Here’s a more spiritual example. What if you prayed, “God, for everyone in Afghanistan, I pray that you would make them believers in Jesus.” That seems to align with God’s will, broadly speaking, but it’s unlikely to be answered just like that. Why? Because it defies the processes God has set in place. God uses his church to preach the gospel. God allows us the legitimate choice in accepting the gospel. And God won’t suddenly suspend those truths because you asked him to “save everyone.”

5. He delays his answer until his return.
I suspect that most of our prayers aren’t as trivial as asking for UNC to win the national championship or as naïve as asking God to save everyone in Afghanistan. Usually, when we are experiencing unanswered prayer, it’s because we are in the midst of intense struggle. Perhaps, as I mentioned above, God has something to teach us in the struggle. But I never want to imply that he listens to our cries of distress with apathy. One of my favorite titles for God in Scripture, in fact, is Jehovah Shammah, “The God Who Hears.”

In the book of Revelation, there is a beautiful image for prayer. God says that “the prayers of his people” are like “golden bowls full of incense,” rising up before him (Revelation 5:8). He stores them up, waiting to answer them when he comes to restore all things.

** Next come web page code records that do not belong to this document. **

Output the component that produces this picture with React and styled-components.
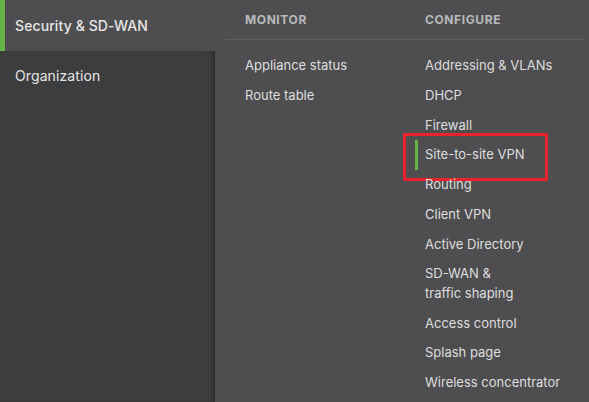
import React from "react";
import styled, { createGlobalStyle } from "styled-components";

const Global = createGlobalStyle`
  html, body { margin: 0; padding: 0; }
  body {
    background: #4e4e50;
    font-family: Inter, "Noto Sans", "Liberation Sans", sans-serif;
    -webkit-font-smoothing: antialiased;
  }
  #root { width: 589px; height: 402px; overflow: hidden; }
`;

const Layout = styled.div`
  display: flex;
  width: 589px;
  height: 402px;
  background: #4e4e50;
`;

const Sidebar = styled.nav`
  width: 215px;
  flex: none;
  display: flex;
  flex-direction: column;
`;

const SideItem = styled.div`
  height: ${(p) => (p.$active ? "51px" : "49px")};
  display: flex;
  align-items: center;
  box-sizing: border-box;
  padding-left: ${(p) => (p.$active ? "10px" : "15px")};
  border-left: ${(p) => (p.$active ? "5px solid #67b346" : "none")};
  background: ${(p) => (p.$active ? "#4e4e50" : "transparent")};
  color: #e6e6e6;
  font-size: 14px;
  font-weight: ${(p) => (p.$active ? 500 : 400)};
  letter-spacing: 0.1px;
`;

const SideRest = styled.div`
  flex: 1;
  display: flex;
  flex-direction: column;
  background: #3c3d3f;
  box-shadow: inset -7px 0 6px -5px rgba(0, 0, 0, 0.35);
`;

const Panel = styled.div`
  flex: 1;
  display: flex;
  flex-direction: column;
`;

const HeaderRow = styled.div`
  display: grid;
  grid-template-columns: 180px 1fr;
  height: 40px;
  align-items: center;
  margin: 0 4px 0 10px;
  padding-left: 20px;
  border-bottom: 1px solid #5e5e60;
  box-sizing: border-box;
`;

const ColTitle = styled.div`
  color: #b9b9bb;
  font-size: 12px;
  font-weight: 700;
  letter-spacing: 0.6px;
  text-transform: uppercase;
`;

const Columns = styled.div`
  display: grid;
  grid-template-columns: 180px 1fr;
  padding: 11px 0 0 30px;
`;

const List = styled.ul`
  list-style: none;
  margin: 0;
  padding: 0;
`;

const Item = styled.li`
  position: relative;
  color: #dedede;
  font-size: 13px;
  line-height: 19.5px;
  padding: 5.125px 0;
`;

const ActiveBar = styled.span`
  position: absolute;
  left: -10px;
  top: 0;
  bottom: 0;
  width: 3px;
  background: #67b346;
`;

const Highlight = styled.span`
  position: absolute;
  left: -22px;
  top: -7px;
  width: 145px;
  height: 48px;
  box-sizing: border-box;
  border: 3px solid #e8232b;
  border-radius: 1px;
  pointer-events: none;
`;

const monitor = ["Appliance status", "Route table"];
const configure = [
  "Addressing & VLANs",
  "DHCP",
  "Firewall",
  "Site-to-site VPN",
  "Routing",
  "Client VPN",
  "Active Directory",
  ["SD-WAN &", "traffic shaping"],
  "Access control",
  "Splash page",
  "Wireless concentrator",
];

export default function App() {
  return (
    <>
      <Global />
      <Layout>
        <Sidebar>
          <SideItem $active>Security &amp; SD-WAN</SideItem>
          <SideRest>
            <SideItem>Organization</SideItem>
          </SideRest>
        </Sidebar>
        <Panel>
          <HeaderRow>
            <ColTitle>Monitor</ColTitle>
            <ColTitle>Configure</ColTitle>
          </HeaderRow>
          <Columns>
            <List>
              {monitor.map((m) => (
                <Item key={m}>{m}</Item>
              ))}
            </List>
            <List>
              {configure.map((c) => {
                const label = Array.isArray(c) ? c.join(" ") : c;
                const active = label === "Site-to-site VPN";
                return (
                  <Item key={label}>
                    {active && <ActiveBar />}
                    {active && <Highlight />}
                    {Array.isArray(c) ? (
                      <>
                        {c[0]}
                        <br />
                        {c[1]}
                      </>
                    ) : (
                      c
                    )}
                  </Item>
                );
              })}
            </List>
          </Columns>
        </Panel>
      </Layout>
    </>
  );
}
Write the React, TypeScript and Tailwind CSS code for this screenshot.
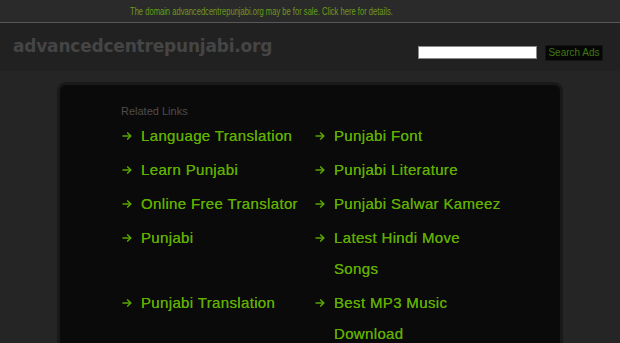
import React from "react";

const items: [string, string][] = [
  ["Language Translation", "Punjabi Font"],
  ["Learn Punjabi", "Punjabi Literature"],
  ["Online Free Translator", "Punjabi Salwar Kameez"],
  ["Punjabi", "Latest Hindi Move Songs"],
  ["Punjabi Translation", "Best MP3 Music Download"],
];

function Arrow() {
  return (
    <svg width="10" height="10" viewBox="0 0 10 10" className="mt-[11px]" fill="none" stroke="#5fae00" strokeWidth="1.4">
      <path d="M0.5 5H8.8" />
      <path d="M5.2 1.4L8.8 5L5.2 8.6" />
    </svg>
  );
}

function Item({ text }: { text: string }) {
  return (
    <div className="flex mb-[3px]">
      <span className="w-[19px] shrink-0">
        <Arrow />
      </span>
      <a className="text-[15px] leading-[31px] tracking-[0.35px] text-[#5fae00] [text-shadow:0_0_0.5px_#5fae00]">{text}</a>
    </div>
  );
}

export default function App() {
  return (
    <div className="w-[620px] h-[343px] overflow-hidden bg-[#252525] font-['Liberation_Sans',Arial,sans-serif]">
      <div className="h-[23px] bg-[#2a2a2a] border-b border-[#585858] flex items-center">
        <a className="ml-[130px] text-[11px] leading-none text-[#6a9c1c] origin-left scale-x-[0.69] whitespace-nowrap inline-block">
          The domain advancedcentrepunjabi.org may be for sale. Click here for details.
        </a>
      </div>
      <div className="h-[48px] bg-[#212121] flex items-center justify-between pl-[13px] pr-[17px]">
        <div className="font-['DejaVu_Sans',sans-serif] font-bold text-[17px] text-[#454545] tracking-[-0.2px]">
          advancedcentrepunjabi.org
        </div>
        <div className="flex items-center gap-[8px] mt-[11px]">
          <div className="w-[119px] h-[13px] bg-white border border-[#8a8a8a]" />
          <div className="h-[16px] w-[58px] bg-[#060606] border border-[#151515] flex items-center justify-center text-[10px] text-[#3f7a10]">
            Search Ads
          </div>
        </div>
      </div>
      <div className="pt-[11px]">
        <div className="w-[506px] mx-auto rounded-t-[9px] border-[3px] border-b-0 border-[#191919] bg-[#0a0a0a] h-[300px] pl-[62px] pt-[20px]">
          <div className="text-[11px] leading-[13px] text-[#4d4d4d] mb-[2px] -ml-[1px]">Related Links</div>
          <div className="grid grid-cols-[193px_193px]">
            {items.map(([a, b]) => (
              <React.Fragment key={a}>
                <Item text={a} />
                <Item text={b} />
              </React.Fragment>
            ))}
          </div>
        </div>
      </div>
    </div>
  );
}
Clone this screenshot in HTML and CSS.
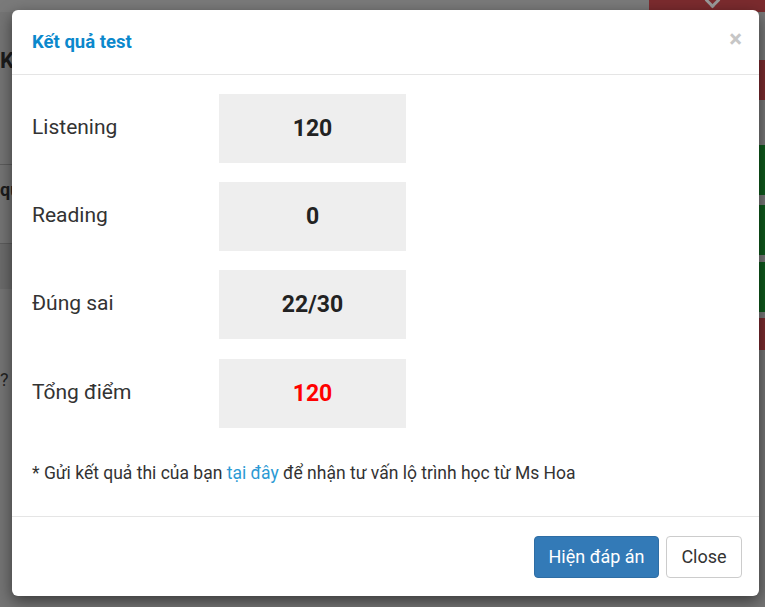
FILE: index.html
```html
<!DOCTYPE html>
<html lang="vi">
<head>
<meta charset="utf-8">
<title>Kết quả test</title>
<link rel="stylesheet" href="styles.css">
</head>
<body>
<div class="page">
  <div class="topbar"><div class="topbar-fill"></div><div class="topbar-red"><span class="chev"></span></div></div>
  <div class="page-main">
    <div class="page-left">
      <div class="pl-k">K</div>
      <div class="pl-qu">qu</div>
      <div class="pl-band"></div>
      <div class="pl-q">?</div>
    </div>
    <div class="page-right">
      <div class="pr gray h60"></div>
      <div class="pr red h40"></div>
      <div class="pr gray h45"></div>
      <div class="pr green h50"></div>
      <div class="pr gray h10"></div>
      <div class="pr green h50"></div>
      <div class="pr gray h7"></div>
      <div class="pr green h50"></div>
      <div class="pr gray h6"></div>
      <div class="pr red h32"></div>
    </div>
  </div>
</div>

<div class="modal">
  <div class="modal-header">
    <h4 class="modal-title">Kết quả test</h4>
    <span class="modal-close">×</span>
  </div>
  <div class="modal-body">
    <div class="row">
      <div class="label">Listening</div>
      <div class="value">120</div>
    </div>
    <div class="row">
      <div class="label">Reading</div>
      <div class="value">0</div>
    </div>
    <div class="row">
      <div class="label">Đúng sai</div>
      <div class="value">22/30</div>
    </div>
    <div class="row">
      <div class="label">Tổng điểm</div>
      <div class="value total">120</div>
    </div>
    <p class="note">* Gửi kết quả thi của bạn <a class="link" href="#">tại đây</a> để nhận tư vấn lộ trình học từ Ms Hoa</p>
  </div>
  <div class="modal-footer">
    <button class="btn btn-primary">Hiện đáp án</button>
    <button class="btn btn-default">Close</button>
  </div>
</div>
</body>
</html>
```

FILE: styles.css
```css
html, body {
  margin: 0;
  padding: 0;
}
body {
  width: 765px;
  height: 607px;
  overflow: hidden;
  background: #747474;
  font-family: Roboto, "Liberation Sans", sans-serif;
  position: relative;
}
.page {
  display: flex;
  flex-direction: column;
  height: 607px;
}
.topbar {
  display: flex;
  height: 12px;
}
.topbar-fill {
  flex: 1;
  background: #7a7a7a;
}
.topbar-red {
  width: 116px;
  background: #7b2b2e;
  display: flex;
  justify-content: center;
}
.chev {
  width: 8px;
  height: 8px;
  margin-top: -5px;
  margin-left: 10px;
  border-right: 3px solid #9a9a9a;
  border-bottom: 3px solid #9a9a9a;
  transform: rotate(45deg);
}
.page-main {
  flex: 1;
  display: flex;
  justify-content: space-between;
}
.page-left {
  width: 14px;
  display: flex;
  flex-direction: column;
  color: #1c1c1c;
  font-weight: 700;
  font-size: 22px;
}
.pl-k {
  margin-top: 36px;
  height: 116px;
  border-bottom: 1px solid #5c5c5c;
}
.pl-qu {
  height: 78px;
  font-size: 18px;
  line-height: 50px;
  border-bottom: 1px solid #5c5c5c;
}
.pl-band {
  height: 45px;
  background: #6b6b6b;
}
.pl-q {
  margin-top: 80px;
  font-weight: 400;
  font-size: 18px;
  color: #222;
}
.page-right {
  width: 6px;
  display: flex;
  flex-direction: column;
}
.pr.gray { background: #777; }
.pr.red { background: #7a2a2e; }
.pr.green { background: #0f5a1c; }
.h60 { height: 48px; }
.h40 { height: 40px; }
.h45 { height: 45px; }
.h50 { height: 50px; }
.h10 { height: 10px; }
.h7 { height: 7px; }
.h6 { height: 6px; }
.h32 { height: 32px; }

.modal {
  position: absolute;
  left: 12px;
  top: 10px;
  width: 747px;
  height: 586px;
  background: #fff;
  border-radius: 6px;
  box-shadow: 0 5px 15px rgba(0, 0, 0, 0.5);
  display: flex;
  flex-direction: column;
  box-sizing: border-box;
}
.modal-header {
  height: 65px;
  box-sizing: border-box;
  border-bottom: 1px solid #e5e5e5;
  display: flex;
  align-items: center;
  justify-content: space-between;
  padding: 0 17px 0 20px;
}
.modal-title {
  margin: 0;
  font-size: 18.5px;
  font-weight: 700;
  color: #0b88cc;
  line-height: 1;
}
.modal-close {
  font-size: 24px;
  font-weight: 700;
  color: #c6c6c6;
  line-height: 1;
  margin-top: -6px;
}
.modal-body {
  flex: 1;
  padding: 19px 20px 0 20px;
  display: flex;
  flex-direction: column;
  gap: 19.2px;
  border-bottom: 1px solid #e5e5e5;
}
.row {
  display: flex;
  align-items: center;
}
.label {
  width: 187px;
  font-size: 21px;
  color: #333;
  padding-bottom: 3px;
}
.value {
  width: 187px;
  height: 69px;
  background: #eeeeee;
  display: flex;
  align-items: center;
  justify-content: center;
  font-size: 23px;
  font-weight: 700;
  color: #222;
}
.value.total {
  color: #ff0000;
}
.note {
  margin: 15px 0 0 0;
  font-size: 17.5px;
  color: #333;
  line-height: 22px;
}
.link {
  color: #2b9ad4;
  text-decoration: none;
}
.modal-footer {
  height: 79px;
  display: flex;
  justify-content: flex-end;
  align-items: center;
  gap: 7px;
  padding: 0 17px 0 0;
}
.btn {
  height: 42px;
  box-sizing: border-box;
  border-radius: 4px;
  font-family: Roboto, "Liberation Sans", sans-serif;
  font-size: 18px;
  padding: 0;
  cursor: pointer;
}
.btn-primary {
  width: 125px;
  background: #337ab7;
  border: 1px solid #2e6da4;
  color: #fff;
}
.btn-default {
  width: 76px;
  background: #fff;
  border: 1px solid #ccc;
  color: #333;
}
```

That means that the prayers you’ve offered for relief, for healing, for restoration—good and right prayers—may not be answered in this life, but they will be answered in eternity. On that final day, God will wipe away every tear from every eye, which means that all of the pain we experience from broken bodies, broken desires, and broken relationships will be mended.

Knowing we pray to a God more compassionate and more powerful than we can comprehend, should we not endure unanswered prayers with patience and hope? “Now may the God of peace himself sanctify you completely, and may your whole spirit and soul be kept blameless at the coming of our Lord Jesus Christ. He who calls you is faithful; he will surely do it” (1 Thessalonians 5:23-24).